POZ Community Forums

HIV Prevention and Testing => Do I Have HIV? => Topic started by: Katcoo on December 26, 2013, 07:19:29 am

Title: On PEP and scared
Post by: Katcoo on December 26, 2013, 07:19:29 am
I'm 38 and after brief separation from husband of 19 yrs I made the worst mistake of my life by meeting up with a guy from holistic nutritional school. My marriage had been pretty complicated with hardly any sex and emotional abuse which made me very lonely and desperate for affection although I'm not blaming anyone but myself. 3 weeks ago  I had a brief  2-3 minute unprotected sex with a guy that lied about being tested
and removed condom, ejaculated on me not inside without my consent, I freaked out when I saw what he did and
then I found out he had many unprotected sex with women and possibly men. I asked him again if he'd been tested and he replied no and it's curable!!!!!! I ran out of there after I gathered the  info this guy followed me to my car and begged me to forgive him but I told him never contact me which he did anyways.
I had previously told him that in no circumstances would I have sex without a condom so I feel violated and disgusted with myself. I drove to ER but they didn't have PEP so after 24 hrs I found an infectious disease doctor who put me on Truvada Norvir and Prezista. Doctor seems optimistic but I'm pretty traumatized and scared. Thankfully doing very well and hardly any side effects.
To make matters worse I'm back with husband who I've been totally honest with .thankfully wants to try work it out but he keeps contacting this jerk and we are both begging for a test but guy says he might be HIV positive then changes his mind and says he's not and asks me to see him and that he knows where I live and work. I made it clear he cannot contact me but then I text hoping he says he'll get tested. Sick I know but I am not thinking clearly .Police  took report but won't do anything and I've gotten a lawyer God forbid should I become infected.
Honestly I am beyond despair with all this.
Title: Re: On PEP and scared
Post by: Andy Velez on December 26, 2013, 08:44:20 am
Kat, first of all take a good deep breath in slowly and let it out slowly. And do that again. I mean it. And do it anytime you find yourself tensing up. It really helps.

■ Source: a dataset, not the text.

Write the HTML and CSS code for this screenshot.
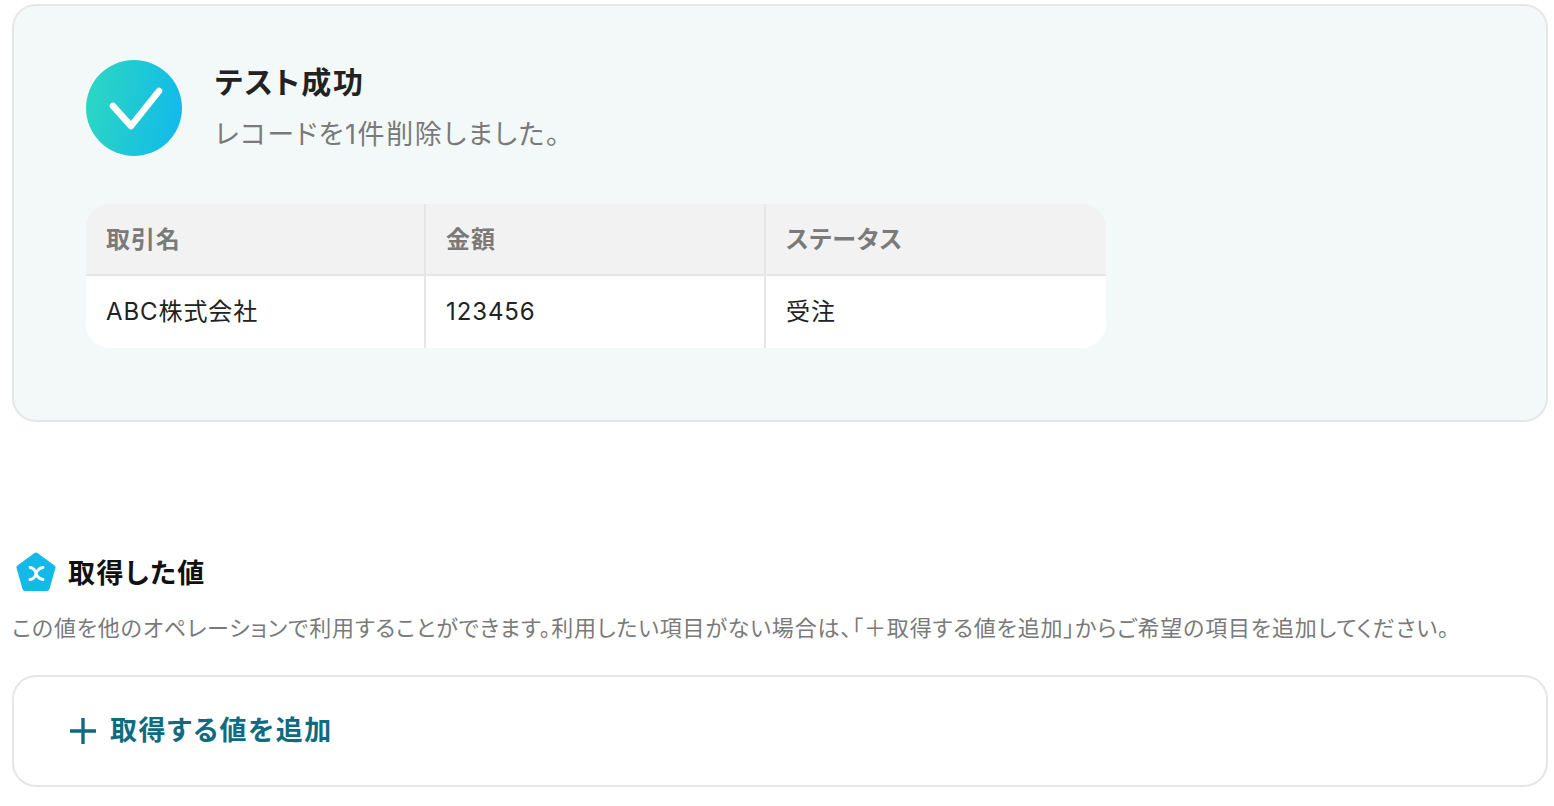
FILE: index.html
```html
<!DOCTYPE html>
<html lang="ja">
<head>
    <meta charset="UTF-8">
    <meta name="viewport" content="width=device-width, initial-scale=1.0">
    <title>テスト成功</title>
    <link rel="stylesheet" href="styles.css">
</head>
<body>

<div class="result-card">
    <div class="result-head">
        <div class="check-icon">
            <svg width="96" height="96" viewBox="0 0 96 96" fill="none">
                <path d="M27 46 L45 66 L73 31" stroke="#fff" stroke-width="6.5" stroke-linecap="round" stroke-linejoin="round"/>
            </svg>
        </div>
        <div class="result-text">
            <div class="result-title">テスト成功</div>
            <div class="result-sub">レコードを1件削除しました。</div>
        </div>
    </div>

    <table class="record-table">
        <thead>
            <tr>
                <th>取引名</th>
                <th>金額</th>
                <th>ステータス</th>
            </tr>
        </thead>
        <tbody>
            <tr>
                <td>ABC株式会社</td>
                <td>123456</td>
                <td>受注</td>
            </tr>
        </tbody>
    </table>
</div>

<div class="values-head">
    <svg class="pentagon" width="40" height="40" viewBox="0 0 40 40" fill="none">
        <path d="M20 3 L37 15.5 L31 36.5 L9 36.5 L3 15.5 Z" fill="#14b9e8" stroke="#14b9e8" stroke-width="5" stroke-linejoin="round"/>
        <path d="M14 15.5 C18 16 19.5 19 20 21.5 C19.5 24 18 27 14 27.5 M27 15.5 C23 16 21 19 20 21.5 C21 24 23 27 27 27.5" stroke="#fff" stroke-width="2.8" stroke-linecap="round"/>
    </svg>
    <h2 class="values-title">取得した値</h2>
</div>
<p class="values-desc">この値を他のオペレーションで利用することができます。利用したい項目がない場合は、「＋取得する値を追加」からご希望の項目を追加してください。</p>

<div class="add-box">
    <svg width="26" height="26" viewBox="0 0 26 26" fill="none">
        <path d="M13 0 V26 M0 13 H26" stroke="#0e6b80" stroke-width="3.4"/>
    </svg>
    <span class="add-label">取得する値を追加</span>
</div>

</body>
</html>
```

FILE: styles.css
```css
body {
    font-family: Inter, "Noto Sans CJK JP", sans-serif;
    margin: 0;
    padding: 4px 6px 0 12px;
    background: #fff;
    color: #222;
    font-feature-settings: "palt";
}

.result-card {
    height: 418px;
    box-sizing: border-box;
    padding: 54px 72px 0;
    background: #f3f9f9;
    border: 2px solid #e6e6e6;
    border-radius: 24px;
}
.result-head {
    display: flex;
    gap: 33px;
    align-items: center;
}
.check-icon {
    width: 96px;
    height: 96px;
    border-radius: 50%;
    background: linear-gradient(100deg, #2ed8c0, #10b8ec);
}
.result-title {
    font-size: 30px;
    font-weight: 700;
    letter-spacing: 1.7px;
    line-height: 40px;
}
.result-sub {
    margin-top: 13px;
    font-size: 27px;
    letter-spacing: 1.55px;
    color: #7a7a7a;
    line-height: 40px;
}

.record-table {
    width: 1020px;
    margin-top: 48px;
    border-collapse: separate;
    border-spacing: 0;
    table-layout: fixed;
    font-size: 24px;
    letter-spacing: 0.9px;
    line-height: 30px;
}
.record-table th,
.record-table td {
    box-sizing: border-box;
    padding: 0 20px;
    text-align: left;
    border-right: 2px solid #e6e6e6;
}
.record-table th {
    height: 72px;
    padding-top: 2px;
    background: #f2f2f2;
    color: #7a7a7a;
    font-weight: 700;
    border-bottom: 2px solid #e6e6e6;
}
.record-table td {
    height: 72px;
    background: #fff;
}
.record-table th:last-child,
.record-table td:last-child {
    border-right: none;
}
.record-table th:first-child { border-top-left-radius: 24px; }
.record-table th:last-child { border-top-right-radius: 24px; }
.record-table td:first-child { border-bottom-left-radius: 24px; }
.record-table td:last-child { border-bottom-right-radius: 24px; }

.values-head {
    display: flex;
    align-items: flex-start;
    gap: 12px;
    margin-top: 130px;
    padding-left: 4px;
}
.values-title {
    margin: 0;
    font-size: 27px;
    font-weight: 700;
    letter-spacing: 1.45px;
    line-height: 44px;
    color: #111;
}
.values-desc {
    margin: 16px 0 0;
    font-size: 22px;
    letter-spacing: 0.83px;
    line-height: 32px;
    color: #7a7a7a;
}

.add-box {
    display: flex;
    align-items: center;
    gap: 14px;
    height: 112px;
    box-sizing: border-box;
    margin-top: 31px;
    padding-left: 56px;
    background: #fff;
    border: 2px solid #e6e6e6;
    border-radius: 24px;
}
.add-label {
    font-size: 27px;
    font-weight: 700;
    letter-spacing: 1.6px;
    line-height: 40px;
    color: #0e6b80;
}
```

Forget about chasing this guy and creating a whole drama for yourself with cops and legal stuff. You had sex and as you said yourself you have to be responsible for yourself.

The odds are in your favor that you're going to come out of this ok. The intercourse was brief and did not include the guy ejaculating in your vagina. And it was a one-time event.

You can test initially at 6 weeks after the completion of PEP. If that result is negative as I expect it to be, then in all likelihood you will test negative again for a conclusive result at 3 months. In the meantime you are going to have to make a real effort to focus on other matters in your life. Don't bother saying you are too worried to do that. That response won't fly here. Just do it and you will find that the waiting time can pass more easily than you may imagine is possible.

Taking all of the facts as you have reported them in mind, I expect you are going to come out of this ok.
Title: Re: On PEP and scared
Post by: Katcoo on December 26, 2013, 07:41:27 pm
Thanks Andy. I did the deep breaths today and it helped somewhat. I have a an 18 yr old child and a full life so I try my best to focus on that.
Only reason I'm seeking legal help is that the person didn't respect my wishes to keep condom on and I  didn't realize it although I did check several times but I only noticed too late when he was climaxing. Other possible exposures,  he had given me oral a week before and I also had dark blue bruises on my lips from his teeth hitting the inside of my mouth. I really don't recall any penetration just his fingers..... Sad I know but I had 3 glasses of wine that night.
 I'd love nothing more than to get my test results for HIV and  other stds as well and move on. Getting that Jan .16th
Title: Re: On PEP and scared
Post by: Ann on December 27, 2013, 05:44:23 am
Kat,

The only risk you had was the unprotected intercourse. The oral sex and kissing weren't risks.

You need to calm down - you're on PEP and are highly unlikely to end up hiv positive, even if this guy is hiv positive.

Ann
Title: Re: On PEP and scared
Post by: Katcoo on December 27, 2013, 10:19:17 am
Thanks Ann. Yes I'm hoping PEP is successful!!!!!!